Don Georg gli dà fiducia e gli affida piccoli incarichi di segreteria. Nel gennaio del 2012, prima in Tv, poi sui giornali e infine in un libro vengono pubblicati documenti riservati, lettere e note provenienti dalla scrivania del Papa. Gänswein indossa i panni dell’investigatore e, aiutato dal generale Domenico Giani, potente e influente capo della Gendarmeria vaticana, mette alle strette il sospettato, accusandolo di essere il «corvo» durante una drammatica riunione che si tiene nell’appartamento papale la mattina del 21 maggio. Nonostante Gabriele smentisca ogni coinvolgimento, nella sua abitazione in Vaticano vengono ritrovate le copie di migliaia di documenti. L’inchiesta dei gendarmi e dei giudici d’Oltretevere porta a scoprire che l’aiutante di camera aveva frequentissimi contatti con la professoressa tedesca Ingrid Stampa, ex governante di Ratzinger, ammessa settimanalmente a pranzo nell’appartamento pontificio, la quale è sempre stata a sua volta legata al vecchio segretario del Papa, Josef Clemens.

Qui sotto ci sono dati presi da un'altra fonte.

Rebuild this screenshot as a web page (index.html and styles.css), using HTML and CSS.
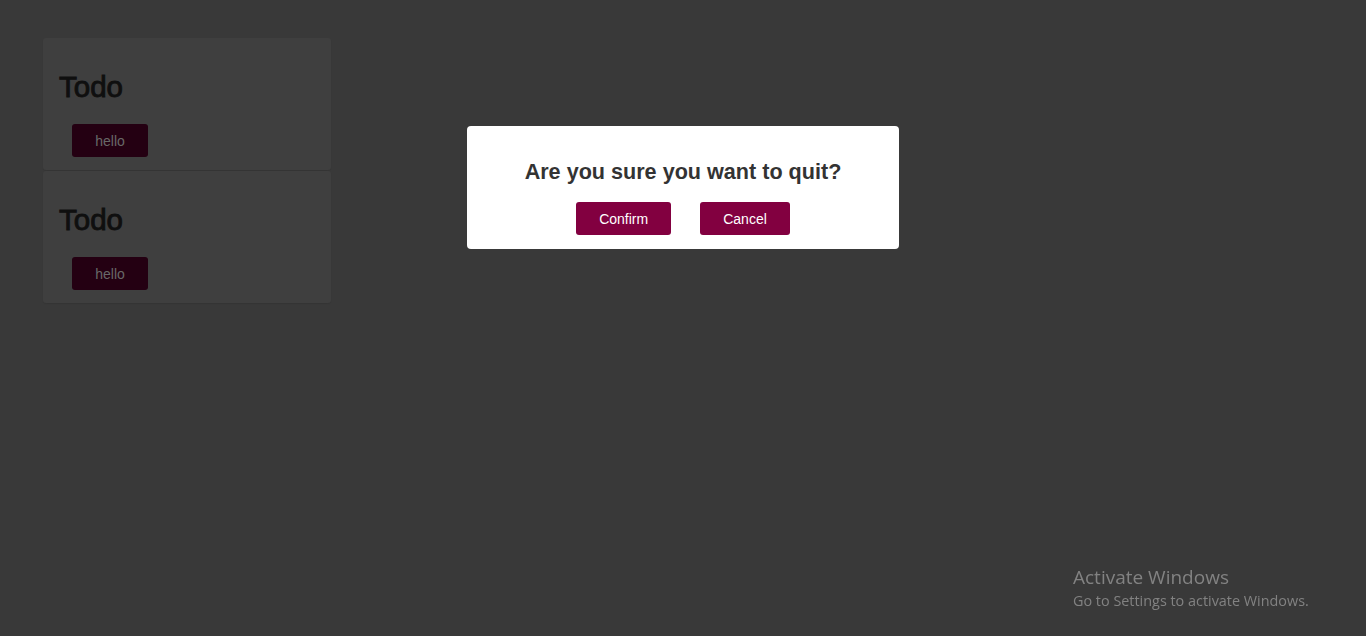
FILE: index.html
```html
<!DOCTYPE html>
<html lang="en">
<head>
<meta charset="utf-8">
<title>Todo</title>
<link rel="stylesheet" href="styles.css">
</head>
<body>
  <main class="list">
    <section class="card">
      <h1 class="card-title">Todo</h1>
      <button class="card-btn">hello</button>
    </section>
    <section class="card">
      <h1 class="card-title">Todo</h1>
      <button class="card-btn">hello</button>
    </section>
  </main>

  <div class="overlay">
    <div class="modal">
      <h2 class="modal-title">Are you sure you want to quit?</h2>
      <div class="modal-actions">
        <button class="modal-btn">Confirm</button>
        <button class="modal-btn">Cancel</button>
      </div>
    </div>
  </div>

  <div class="watermark">
    <div class="wm-title">Activate Windows</div>
    <div class="wm-sub">Go to Settings to activate Windows.</div>
  </div>
</body>
</html>
```
FILE: styles.css
```css
* { box-sizing: border-box; }
html, body { height: 100%; }
body {
  margin: 0;
  background: #393939;
  font-family: "Liberation Sans", Arial, sans-serif;
  overflow: hidden;
}
.list {
  display: flex;
  flex-direction: column;
  gap: 1px;
  padding: 38px 0 0 43px;
  width: 331px;
}
.card {
  width: 288px;
  height: 132px;
  background: #3f3f3f;
  border-radius: 3px;
  padding: 32px 16px 0 16px;
  box-shadow: 0 1px 1px rgba(0,0,0,0.08);
}
.card-title {
  margin: 0;
  font-size: 29.5px;
  line-height: 34px;
  font-weight: 400;
  -webkit-text-stroke: 0.9px #0f0f0f;
  color: #0f0f0f;
}
.card-btn {
  margin: 20px 0 0 13px;
  width: 76px;
  height: 33px;
  border: none;
  border-radius: 3px;
  background: #240012;
  color: #686868;
  font-family: "Liberation Sans", Arial, sans-serif;
  font-size: 14px;
  padding: 0;
}
.overlay {
  position: fixed;
  inset: 0;
  display: flex;
  justify-content: center;
  align-items: flex-start;
  padding-top: 126px;
}
.modal {
  width: 432px;
  height: 123px;
  background: #ffffff;
  border-radius: 4px;
  display: flex;
  flex-direction: column;
  align-items: center;
  padding-top: 34px;
}
.modal-title {
  margin: 0;
  font-size: 21.6px;
  line-height: 24px;
  font-weight: 700;
  color: #333333;
}
.modal-actions {
  display: flex;
  gap: 29px;
  margin-top: 18px;
}
.modal-btn {
  height: 33px;
  padding: 0 23px;
  border: none;
  border-radius: 3px;
  background: #820040;
  color: #ffffff;
  font-family: "Liberation Sans", Arial, sans-serif;
  font-size: 14px;
}
.watermark {
  position: fixed;
  left: 1073px;
  top: 564px;
  color: #828282;
  font-family: "Open Sans", "Noto Sans", sans-serif;
}
.wm-title {
  font-size: 19px;
  line-height: 27px;
}
.wm-sub {
  font-size: 14.4px;
  line-height: 20px;
}
```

Né Clemens né la Stampa verranno incriminati nel processo per il furto dei documenti e, anzi, la Santa Sede smentirà con forza ogni loro coinvolgimento. Ma c’è invece chi ritiene che il clima di invidie e gelosie all’interno dell’entourage tedesco del Pontefice, in particolare fra quelli che non hanno mai visto di buon occhio l’influenza di Gänswein, abbia avuto un ruolo non secondario nella vicenda dei Vatileaks. Alla fine, il Papa ha voluto dire l’ultima parola. E, promuovendolo, ha fatto capire fuori e dentro il Vaticano che la sua fiducia in don Georg non è mai venuta meno.
Così quello che un tempo era «Georg il bello» oggi è l’eminenza grigia più influente accanto al Papa. Qualche settimana fa, ricevendo un premio, monsignor Gänswein ha così sintetizzato il suo compito: «Personalmente ho visto il mio ruolo o servizio al Papa come quello di un vetro. Più pulito è, più raggiunge il suo scopo… Debbo lasciare entrare il sole, e il vetro meno appare meglio è. Se non si vede proprio, vuol dire che svolge bene il suo lavoro». Il «George Clooney» del Vaticano, insomma, apparirà sempre meno. Ma conterà sempre di più.